Frequently asked questions

Should I always use a hard stop-loss order?

For intraday and short-term traders, yes — almost without exception. The single biggest reason mental stops fail is that the moment of truth (price hitting the level) is also the moment of maximum emotional resistance to closing the trade. A stop-loss order placed at trade entry removes the decision when you can't be trusted to make it. For long-term investors with low leverage and patience, mental stops can work; for everyone else, hard stops are non-negotiable.

How tight should my stop be?

Tight enough that the loss is acceptable to your sizing model, wide enough that ordinary noise doesn't take you out. The classic mistake is using a 0.5% stop on a stock that routinely moves 2% intraday — you'll get stopped out four times a day on noise. A reasonable starting heuristic: stop distance ≥ 1 × ATR(14) for intraday, ≥ 2 × ATR(14) for swing, with stop placement also justified by chart structure (below support, above resistance).

Is a trailing stop better than a fixed stop?
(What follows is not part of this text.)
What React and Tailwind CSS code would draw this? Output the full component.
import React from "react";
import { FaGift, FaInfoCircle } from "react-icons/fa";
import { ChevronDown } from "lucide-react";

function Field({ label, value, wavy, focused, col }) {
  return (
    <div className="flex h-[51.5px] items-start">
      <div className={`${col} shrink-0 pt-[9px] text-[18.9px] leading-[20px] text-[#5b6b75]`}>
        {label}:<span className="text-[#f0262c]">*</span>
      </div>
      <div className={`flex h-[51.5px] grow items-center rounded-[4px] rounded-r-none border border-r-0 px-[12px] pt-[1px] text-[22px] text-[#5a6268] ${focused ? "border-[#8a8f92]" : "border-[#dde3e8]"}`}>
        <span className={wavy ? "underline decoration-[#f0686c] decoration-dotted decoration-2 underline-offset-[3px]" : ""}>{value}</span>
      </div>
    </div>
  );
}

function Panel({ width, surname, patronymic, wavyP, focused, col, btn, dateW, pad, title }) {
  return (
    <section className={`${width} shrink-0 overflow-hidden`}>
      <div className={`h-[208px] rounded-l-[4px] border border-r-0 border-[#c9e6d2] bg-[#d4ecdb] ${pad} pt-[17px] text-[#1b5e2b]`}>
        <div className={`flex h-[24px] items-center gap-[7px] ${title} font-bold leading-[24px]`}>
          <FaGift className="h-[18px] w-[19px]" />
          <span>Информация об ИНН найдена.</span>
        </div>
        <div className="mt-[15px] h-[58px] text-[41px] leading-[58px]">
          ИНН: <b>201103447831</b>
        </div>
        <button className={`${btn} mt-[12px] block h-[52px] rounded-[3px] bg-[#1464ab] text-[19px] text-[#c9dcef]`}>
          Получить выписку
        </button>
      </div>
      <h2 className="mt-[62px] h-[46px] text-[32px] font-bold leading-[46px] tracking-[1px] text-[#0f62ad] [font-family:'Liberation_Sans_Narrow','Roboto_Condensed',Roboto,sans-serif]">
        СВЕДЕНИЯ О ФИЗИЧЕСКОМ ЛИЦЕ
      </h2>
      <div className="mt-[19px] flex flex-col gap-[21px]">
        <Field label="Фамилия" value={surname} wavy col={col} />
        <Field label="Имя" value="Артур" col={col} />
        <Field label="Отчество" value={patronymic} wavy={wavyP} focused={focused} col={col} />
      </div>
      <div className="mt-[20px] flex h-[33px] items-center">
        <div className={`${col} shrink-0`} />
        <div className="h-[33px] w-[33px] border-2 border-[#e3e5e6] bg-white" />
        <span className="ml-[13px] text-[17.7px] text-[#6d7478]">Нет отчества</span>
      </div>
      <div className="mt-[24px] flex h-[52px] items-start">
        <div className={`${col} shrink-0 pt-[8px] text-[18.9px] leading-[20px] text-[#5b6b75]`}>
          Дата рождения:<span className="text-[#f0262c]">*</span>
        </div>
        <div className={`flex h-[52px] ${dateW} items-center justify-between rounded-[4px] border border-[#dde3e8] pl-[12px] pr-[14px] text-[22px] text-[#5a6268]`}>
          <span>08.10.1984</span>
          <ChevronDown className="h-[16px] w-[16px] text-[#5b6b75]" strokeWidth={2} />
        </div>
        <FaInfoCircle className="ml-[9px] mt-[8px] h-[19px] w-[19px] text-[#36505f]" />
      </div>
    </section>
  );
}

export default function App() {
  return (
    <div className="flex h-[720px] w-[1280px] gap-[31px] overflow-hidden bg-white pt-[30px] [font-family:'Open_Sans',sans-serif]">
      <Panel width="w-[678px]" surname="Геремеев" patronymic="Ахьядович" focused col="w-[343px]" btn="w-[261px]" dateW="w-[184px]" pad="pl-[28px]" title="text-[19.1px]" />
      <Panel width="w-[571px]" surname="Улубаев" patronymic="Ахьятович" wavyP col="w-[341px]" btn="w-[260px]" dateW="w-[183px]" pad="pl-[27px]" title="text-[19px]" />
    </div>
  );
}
They serve different purposes. A fixed stop protects against catastrophic loss; a trailing stop locks in profit as a winning trade matures. The standard pattern is: enter with a fixed stop based on risk, and once price has moved 1R (one unit of risk) in your favour, convert to a trailing stop or move the original stop to break-even. This is the difference between 'I lost my full risk' and 'I covered my risk and then some' on the inevitable wins-that-pull-back trades.
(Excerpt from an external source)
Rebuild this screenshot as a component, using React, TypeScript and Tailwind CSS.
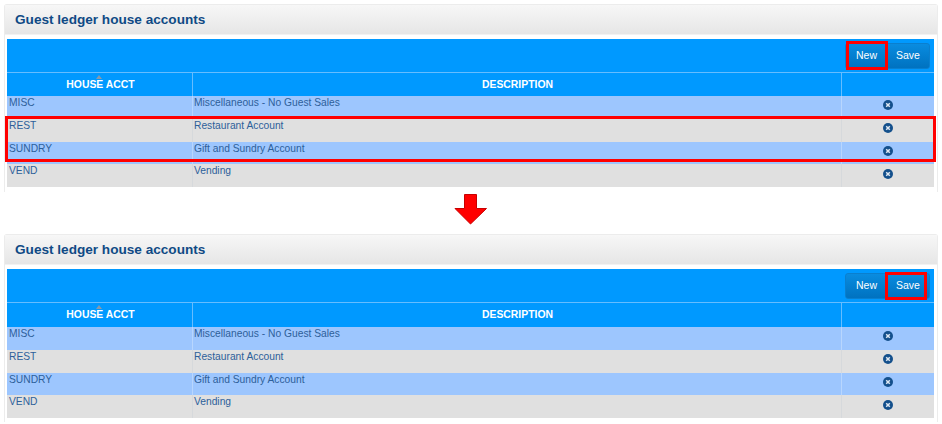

Do market makers really hunt stops?

Stop-hunting is real but routinely misdiagnosed. What looks like 'they came for my stop' is usually a stop placed at an obvious chart level where everyone else also has theirs. Liquidity gathers above swing highs and below swing lows, and aggressive players will probe those levels because that's where forced selling/buying lives. The fix isn't to give up on stops — it's to place them slightly outside the obvious clusters, at levels that match real structure rather than round numbers.